--- begin DATA ---
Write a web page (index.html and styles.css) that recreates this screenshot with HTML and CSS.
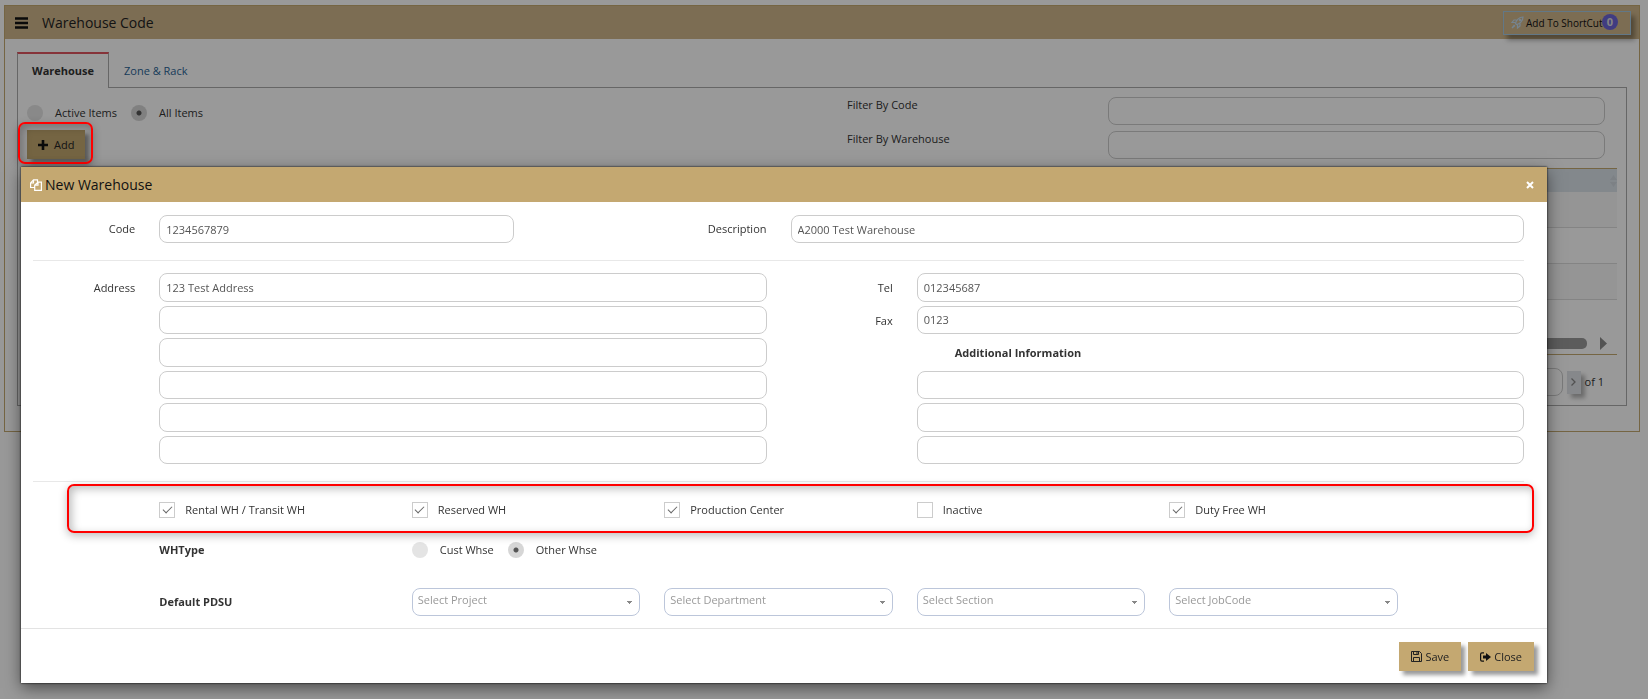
FILE: index.html
```html
<!DOCTYPE html>
<html lang="en">
<head>
    <meta charset="UTF-8">
    <meta name="viewport" content="width=device-width, initial-scale=1.0">
    <title>Warehouse Code</title>
    <link rel="stylesheet" href="styles.css">
</head>
<body>
    <div class="page">
        <header class="page-header">
            <button class="menu-btn" aria-label="Menu">
                <svg width="13" height="12" viewBox="0 0 13 12"><path d="M0 1.5h13M0 6h13M0 10.5h13" stroke="#111" stroke-width="2.4"/></svg>
            </button>
            <h1>Warehouse Code</h1>
            <button class="shortcut-btn">
                <svg width="13" height="13" viewBox="0 0 13 13" fill="none" stroke="#c3dcf0" stroke-width="1.2"><path d="M4.500 7.500C5 4.500 8 1 12 1c0 4-3.500 7-6.500 7.500zM5.500 4H3L1 6.500h3.200M9 7.500V10l-2.500 2V8.800M3.500 9L1 12l3-2.500"/><circle cx="9" cy="4" r=".6"/></svg>
                <span>Add To ShortCut</span>
                <span class="badge">0</span>
            </button>
        </header>

        <div class="page-body">
            <nav class="tabs">
                <a href="#warehouse" class="tab active">Warehouse</a>
                <a href="#zone" class="tab">Zone &amp; Rack</a>
            </nav>

            <div class="tab-content">
                <div class="toolbar">
                    <div class="toolbar-left">
                        <div class="radio-group">
                            <label><input type="radio" name="items">Active Items</label>
                            <label><input type="radio" name="items" checked>All Items</label>
                        </div>
                        <div class="add-wrap">
                            <button class="btn add-btn">
                                <svg width="10" height="10" viewBox="0 0 10 10"><path d="M5 0v10M0 5h10" stroke="#111" stroke-width="2.6"/></svg>
                                Add
                            </button>
                            <span class="callout"></span>
                        </div>
                    </div>
                    <div class="filters">
                        <label for="filterCode">Filter By Code</label>
                        <input type="text" id="filterCode">
                        <label for="filterWarehouse">Filter By Warehouse</label>
                        <input type="text" id="filterWarehouse">
                    </div>
                </div>

                <div class="list">
                    <div class="list-head">
                        <svg width="7" height="12" viewBox="0 0 7 12"><path d="M3.500 0L7 5H0zM0 7h7l-3.500 5z" fill="#d0d8de"/></svg>
                    </div>
                    <div class="list-row"></div>
                    <div class="list-row"></div>
                    <div class="list-row"></div>
                    <div class="list-scroll">
                        <span class="scroll-thumb"></span>
                        <svg width="7" height="13" viewBox="0 0 7 13"><path d="M0 0l7 6.500L0 13z" fill="#8a8a8a"/></svg>
                    </div>
                </div>

                <div class="pager">
                    <input type="text" value="1" aria-label="Page">
                    <button class="pager-next" aria-label="Next page">
                        <svg width="5" height="8" viewBox="0 0 5 8"><path d="M.5 .5L4 4 .5 7.500" fill="none" stroke="#888" stroke-width="1.300"/></svg>
                    </button>
                    <span>of 1</span>
                </div>
            </div>
        </div>
    </div>

    <div class="backdrop"></div>

    <form class="modal">
        <header class="modal-header">
            <svg width="12" height="12" viewBox="0 0 12 12" fill="none" stroke="#fff" stroke-width="1.200"><path d="M4.500 8.500H.6V4L3.500 .8h4V3M.6 4h2.900V.8M5 6l3-2.900h3.400v8.300H4.700V6.200H8V3.300"/></svg>
            <h2>New Warehouse</h2>
            <button type="button" class="modal-x" aria-label="Close dialog">
                <svg width="8" height="8" viewBox="0 0 8 8"><path d="M1 1l6 6M7 1L1 7" stroke="#fff" stroke-width="2"/></svg>
            </button>
        </header>

        <div class="modal-body">
            <div class="grid">
                <label for="code">Code</label>
                <input type="text" id="code" class="col-3" value="1234567879">
                <label for="description" class="col-2">Description</label>
                <input type="text" id="description" class="col-6" value="A2000 Test Warehouse">
            </div>

            <hr>

            <div class="grid address">
                <label for="address1">Address</label>
                <input type="text" id="address1" class="col-5" value="123 Test Address">
                <label for="tel">Tel</label>
                <input type="text" id="tel" class="col-5" value="012345687">

                <input type="text" class="col-5 line" aria-label="Address line 2">
                <label for="fax">Fax</label>
                <input type="text" id="fax" class="col-5" value="0123">

                <input type="text" class="col-5 line" aria-label="Address line 3">
                <strong class="info-title">Additional Information</strong>

                <input type="text" class="col-5 line" aria-label="Address line 4">
                <input type="text" class="col-5 info" aria-label="Additional information 1">
                <input type="text" class="col-5 line" aria-label="Address line 5">
                <input type="text" class="col-5 info" aria-label="Additional information 2">
                <input type="text" class="col-5 line" aria-label="Address line 6">
                <input type="text" class="col-5 info" aria-label="Additional information 3">
            </div>

            <hr>

            <div class="grid flags">
                <label class="check"><input type="checkbox" checked>Rental WH / Transit WH</label>
                <label class="check"><input type="checkbox" checked>Reserved WH</label>
                <label class="check"><input type="checkbox" checked>Production Center</label>
                <label class="check"><input type="checkbox">Inactive</label>
                <label class="check"><input type="checkbox" checked>Duty Free WH</label>
                <span class="callout"></span>
            </div>

            <div class="grid wh-type">
                <strong>WHType</strong>
                <div class="radio-group">
                    <label><input type="radio" name="whtype">Cust Whse</label>
                    <label><input type="radio" name="whtype" checked>Other Whse</label>
                </div>
            </div>

            <div class="grid pdsu">
                <strong>Default PDSU</strong>
                <select class="col-2" aria-label="Project"><option>Select Project</option></select>
                <select class="col-2" aria-label="Department"><option>Select Department</option></select>
                <select class="col-2" aria-label="Section"><option>Select Section</option></select>
                <select class="col-2" aria-label="Job code"><option>Select JobCode</option></select>
            </div>
        </div>

        <footer class="modal-footer">
            <button type="button" class="btn">
                <svg width="11" height="11" viewBox="0 0 11 11" fill="none" stroke="#222"><path d="M.5 .5h8l2 2v8H.5zM2.500 .5v3h5v-3M2.500 10.500v-4h6v4M6 1v2"/></svg>
                Save
            </button>
            <button type="button" class="btn">
                <svg width="11" height="10" viewBox="0 0 11 10"><path d="M4 .8H2Q.6 .8 .6 2.200v5.600Q.6 9.200 2 9.200h2" fill="none" stroke="#111" stroke-width="1.200"/><path d="M3 3.500h3V1l5 4-5 4V6.500H3z" fill="#111"/></svg>
                Close
            </button>
        </footer>
    </form>
</body>
</html>
```
FILE: styles.css
```css
* {
    box-sizing: border-box;
}

body {
    margin: 0;
    padding: 5px 8px 0 4px;
    min-height: 100vh;
    background-color: #fff;
    font-family: "Open Sans", "Noto Sans", sans-serif;
    font-size: 11px;
    line-height: 16px;
    color: #333;
}

h1, h2 {
    margin: 0;
    font-size: 14px;
    line-height: 20px;
    font-weight: normal;
    color: #222;
}

button, input, select {
    font-family: inherit;
    font-size: 11px;
    line-height: 16px;
}

button {
    padding: 0;
    border: none;
    background: none;
    color: #222;
    cursor: pointer;
}

svg {
    flex-shrink: 0;
}

input[type="text"], select {
    height: 28px;
    min-width: 0;
    padding: 0 6px;
    border: 1px solid #ccc;
    border-radius: 8px;
    background-color: transparent;
    color: #555;
}

input[type="radio"], input[type="checkbox"] {
    appearance: none;
    flex-shrink: 0;
    width: 16px;
    height: 16px;
    margin: 0;
}

input[type="radio"] {
    border-radius: 50%;
    background-color: #e4e4e4;
}

input[type="radio"]:checked {
    background: radial-gradient(circle, #555 2px, #d6d6d6 3px);
}

input[type="checkbox"] {
    display: grid;
    place-items: center;
    border: 1px solid #ccc;
}

input[type="checkbox"]:checked::before {
    content: "";
    width: 8px;
    height: 4px;
    margin-bottom: 3px;
    border: solid #666;
    border-width: 0 0 1px 1px;
    transform: rotate(-45deg);
}

.radio-group {
    display: flex;
    gap: 14px;
}

.radio-group label {
    display: flex;
    align-items: center;
    gap: 12px;
}

.btn {
    display: flex;
    align-items: center;
    gap: 3px;
    height: 29px;
    padding: 0 12px;
    background-color: #c4a871;
    box-shadow: 4px 4px 4px rgba(0, 0, 0, 0.4);
}

.callout {
    position: absolute;
    z-index: 3;
    border: 2px solid #f00;
    border-radius: 7px;
    box-shadow: 0 3px 8px rgba(0, 0, 0, 0.25), inset 3px 3px 8px rgba(0, 0, 0, 0.25);
    pointer-events: none;
}

/* page */

.page {
    border: 1px solid #c4a871;
}

.page-header {
    display: flex;
    align-items: center;
    height: 33px;
    padding: 0 8px 0 10px;
    background-color: #cfb68b;
}

.menu-btn {
    display: flex;
    margin-right: 14px;
}

.shortcut-btn {
    position: relative;
    display: flex;
    align-items: center;
    gap: 2px;
    width: 128px;
    height: 24px;
    margin-left: auto;
    padding: 0 7px;
    border: 1px solid #a3c8e2;
    box-shadow: 4px 5px 5px rgba(0, 0, 0, 0.35);
    font-size: 10px;
    color: #111;
    white-space: nowrap;
}

.badge {
    position: absolute;
    top: 2px;
    right: 12px;
    width: 16px;
    height: 16px;
    border-radius: 50%;
    background-color: #6c65d8;
    color: #ddd;
    font-size: 11px;
    font-weight: bold;
    text-align: center;
}

.page-body {
    padding: 13px 12px 25px;
}

.tabs {
    display: flex;
}

.tab {
    height: 35px;
    padding: 11px 15px;
    color: #2a6496;
    text-decoration: none;
}

.tab.active {
    position: relative;
    margin-bottom: -1px;
    height: 36px;
    padding: 9px 14px;
    border: 1px solid #aaa;
    border-top: 2px solid #e05560;
    border-bottom: none;
    background-color: #fff;
    color: #333;
    font-weight: bold;
}

.tab-content {
    padding: 9px;
    border: 1px solid #aaa;
}

.toolbar {
    display: grid;
    grid-template-columns: 820px 1fr;
}

.toolbar-left {
    padding-top: 8px;
}

.add-wrap {
    position: relative;
    width: max-content;
    margin-top: 9px;
}

.add-btn {
    gap: 6px;
    padding: 0 11px;
}

.add-wrap .callout {
    inset: -8px -8px -5px -9px;
}

.filters {
    display: grid;
    grid-template-columns: 1fr 497px;
    row-gap: 5px;
    margin-right: 12px;
}

.list {
    margin-top: 9px;
    border-top: 1px solid #c4a871;
    border-bottom: 1px solid #c4a871;
}

.list-head {
    display: flex;
    align-items: center;
    justify-content: flex-end;
    height: 23px;
    background-color: #dbe3ea;
}

.list-row {
    height: 36px;
    border-bottom: 1px solid #ddd;
}

.list-row:nth-child(even) {
    background-color: #f9f9f9;
}

.list-scroll {
    display: flex;
    align-items: center;
    gap: 13px;
    height: 54px;
    padding: 32px 10px 0 0;
}

.scroll-thumb {
    flex: 1;
    height: 11px;
    border-radius: 5px;
    background-color: #9a9a9a;
}

.pager {
    display: flex;
    align-items: center;
    justify-content: flex-end;
    gap: 4px;
    padding: 13px 13px 0 0;
}

.pager input {
    width: 60px;
    text-align: center;
    color: #337ab7;
}

.pager-next {
    width: 14px;
    height: 23px;
    background-color: #dfe3e8;
    box-shadow: 4px 4px 4px rgba(0, 0, 0, 0.3);
}

.backdrop {
    position: fixed;
    inset: 0;
    z-index: 2;
    background-color: rgba(0, 0, 0, 0.4);
}

/* new warehouse dialog */

.modal {
    position: absolute;
    top: 167px;
    left: 21px;
    right: 101px;
    z-index: 4;
    background-color: #fff;
    box-shadow: 0 5px 15px rgba(0, 0, 0, 0.5), 0 0 2px #000;
}

.modal-header {
    display: flex;
    align-items: center;
    gap: 3px;
    height: 35px;
    padding: 0 13px 0 9px;
    background-color: #c4a871;
}

.modal-header h2 {
    color: #111;
}

.modal-x {
    display: flex;
    margin-left: auto;
}

.modal-body {
    padding: 13px 11px 12px 0;
}

.modal-body hr {
    margin: 17px 12px 12px;
    border: none;
    border-top: 1px solid #e8e8e8;
}

.grid {
    display: grid;
    grid-template-columns: repeat(12, 1fr);
    align-items: center;
}

.grid > * {
    margin-left: 12px;
    margin-right: 12px;
}

.grid > label {
    text-align: right;
}

.col-2 {
    grid-column: span 2;
}

.col-3 {
    grid-column: span 3;
}

.col-5 {
    grid-column: span 5;
}

.col-6 {
    grid-column: span 6;
}

.address {
    grid-template-rows: repeat(6, 1fr);
    row-gap: 4px;
    height: 191px;
}

.address input {
    height: 100%;
}

.address .line {
    grid-column: 2 / span 5;
}

.address .info {
    grid-column: 8 / span 5;
}

.address label, .address .info-title {
    padding-top: 2px;
}

.address .info-title {
    grid-column: 8 / span 5;
    padding-left: 38px;
}

.grid.flags {
    position: relative;
}

.modal-body .address + hr {
    margin-bottom: 0;
}

.flags {
    padding: 20px 0 16px;
}

.grid .check {
    grid-column: span 2;
    display: flex;
    align-items: center;
    gap: 10px;
    white-space: nowrap;
}

.grid .check:first-child {
    grid-column: 2 / span 2;
}

.flags .callout {
    inset: 2px 2px 1px 46px;
    margin: 0;
}

.wh-type {
    padding: 8px 0 0;
}

.wh-type strong, .pdsu strong {
    grid-column: 2 / span 2;
}

.wh-type .radio-group {
    grid-column: span 6;
}

.pdsu {
    margin-top: 30px;
}

.pdsu select {
    appearance: none;
    padding: 0 5px 4px;
    border-color: #bcc6da;
    color: #999;
    background:
        linear-gradient(#888, #888) no-repeat right 7px top 12px / 5px 1px,
        linear-gradient(#888, #888) no-repeat right 8px top 13px / 3px 1px,
        linear-gradient(#888, #888) no-repeat right 9px top 14px / 1px 1px;
}

.modal-footer {
    display: flex;
    justify-content: flex-end;
    gap: 7px;
    padding: 13px 13px 12px;
    border-top: 1px solid #e3e3e3;
}
```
--- end DATA ---
EXERCISE.
Where a line above contains the word "index", copy that line.

OUTPUT OF THE EXERCISE.
Write a web page (index.html and styles.css) that recreates this screenshot with HTML and CSS.
FILE: index.html
    z-index: 3;
    z-index: 2;
    z-index: 4;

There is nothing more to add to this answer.